LDP Secretary-General Motegi Toshimitsu, who oversees the party’s local election strategy, suggested that Toguchi was free to sidestep the issue because he was supported by the ruling party and buoyed by the Cabinet's high approval rating -- an influence he hopes will come into play again later this year when Okinawa stages a gubernatorial election.
Okinawa governor Tamaki Denny remains unequivocal in his views. "Our opposition to the plan has not wavered, even slightly," the governor told reporters on Monday.
Chief Cabinet Secretary Matsuno Hirokazu wasn’t wavering either. "There is no change in our policy that says steady progress in the construction work for the relocation site will help realize the full return of the US Futenma Air Station."

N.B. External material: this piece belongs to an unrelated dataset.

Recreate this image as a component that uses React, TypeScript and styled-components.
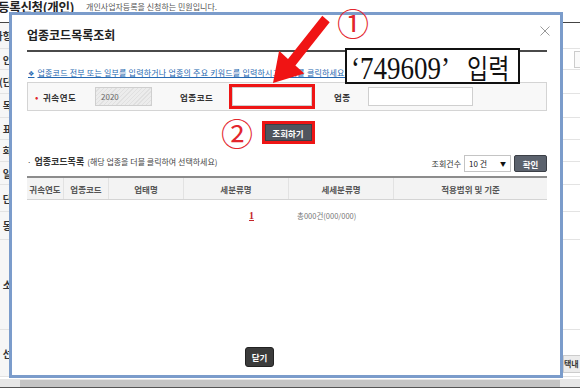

Battle of Okinawa and the US bases
The roots of the plan to relocate the US base go back more than seven decades to the final stages of World War Two. US troops landed on Okinawa came up against a fierce resistance.
The bloody Battle of Okinawa ended in June 1945, and the war concluded soon after. But the US had seen first-hand the strategic importance of the islands and began appropriating land for military bases.
Some of them remain in use today. As of 2020, more than 70 percent of all US military facilities in Japan are located in Okinawa. For years, they have been a source of controversy, with locals complaining of the noise, accidents, and a string of violent crimes.
Public anger against US bases reached its peak in 1995 after three US servicemen raped a 12-year-old girl, triggering protests across the island.
The following year the US and Japanese governments finally agreed to move one of the US facilities, the Futenma air station in densely populated Ginowan, but only to another location in Okinawa.
Workers began reclaiming land for runways off the coast of Nago in 2018. A spate of legal battles followed, with the prefectural and central governments at loggerheads.
Public sentiment on the island has been on the side of the current Okinawa governor, with the prevailing view being that it is unfair for the prefecture to have to host an outsized proportion of the US bases. But in Nago at least, it seems that other concerns are influencing developments.
Analysis by NHK senior commentator Masuda Tsuyoshi
In the early days of the campaign, Toguchi’s ties to the ruling coalition seemed to put him at a disadvantage. There was no ambiguity about where the central government stood on the relocation issue.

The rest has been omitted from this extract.